I have been a Democrat for 40 years Miriam, and I must say that my party has left me. We used to ask what can we do for our country, now we ask what can my country do for me!
I am struggling to find even one good idea that has come out on our side since JFK that does not result in damage to the poor and the working poor in our country. For all the crying about housing affordability, the real issue that we are about to pay the piper for is Student Loan Debt. Another great idea that has turned into a debacle for millions of our citizens that thought more debt would equal a better degree or they were taken advantage of by trade schools that overcharged for what they provided and talked students into just signing up for another year of loans.

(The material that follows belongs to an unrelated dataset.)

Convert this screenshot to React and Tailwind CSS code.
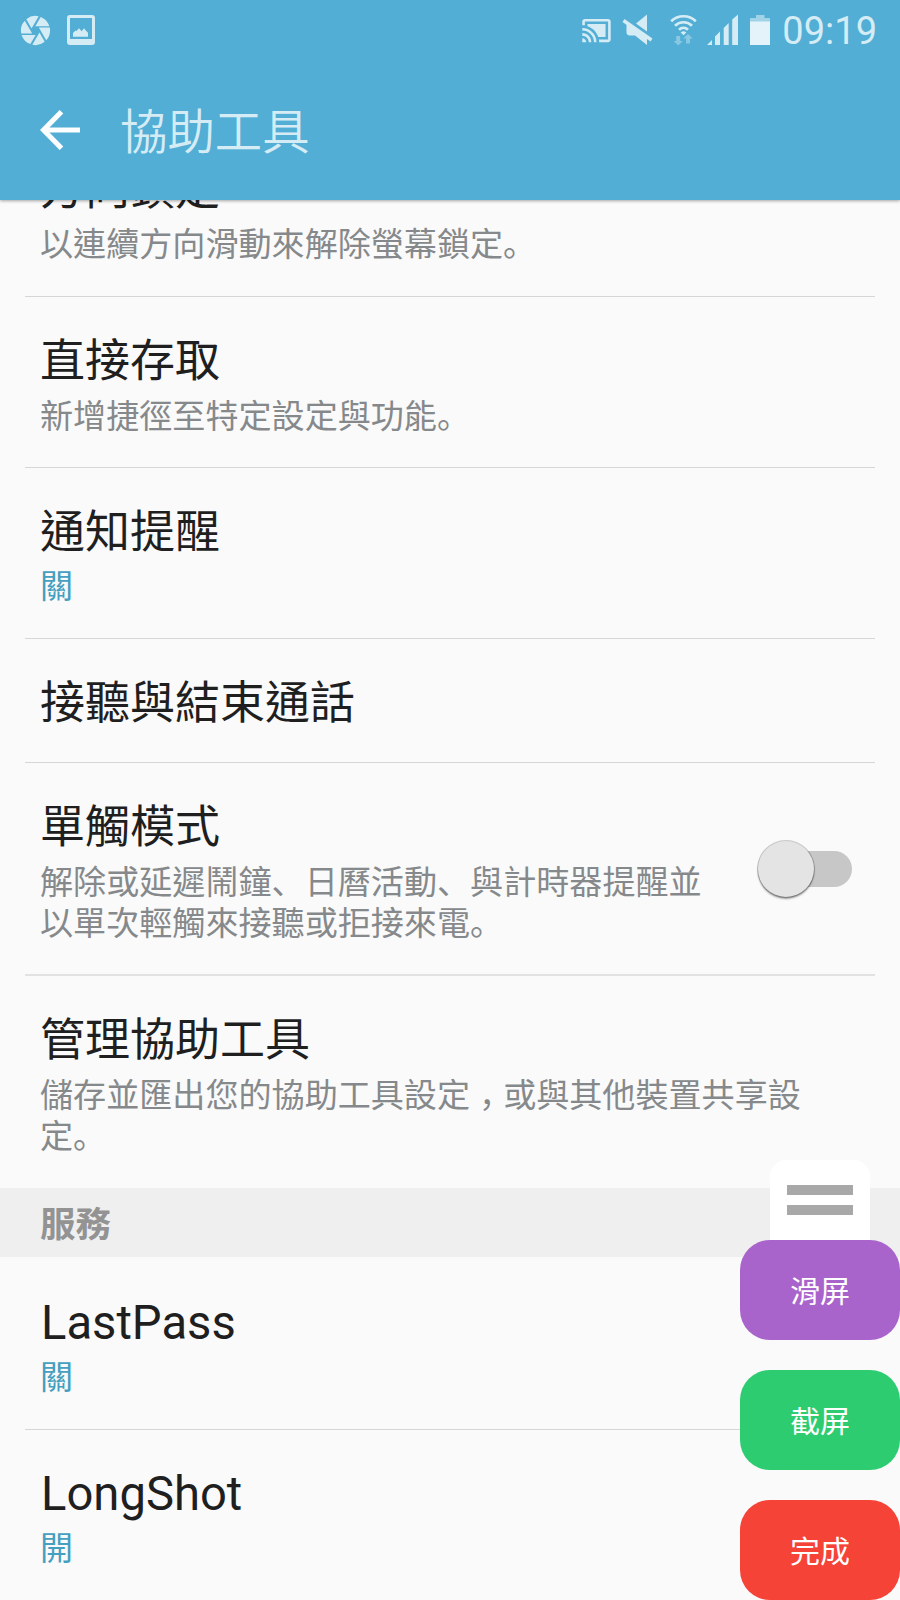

Our country’s day of reckoning is coming Miriam, and when it happens, I hope you can find a few of your friends to move into your home to help pay the bills. Affordability will seem like a dream to you then.
1. We have not solved all our problems, but there’s plenty of evidence that things like the EITC do in fact help people significantly.
2. What do you think we should do? Just curious.
I think the balance of our conversation would best be done privately. You have my email address at email@example.com and my phone is (deleted by editorial staff).
Using tax reform is an idea that’s worthy of consideration if someone can figure out a simple formula and a system to deliver the housing benefit monthly.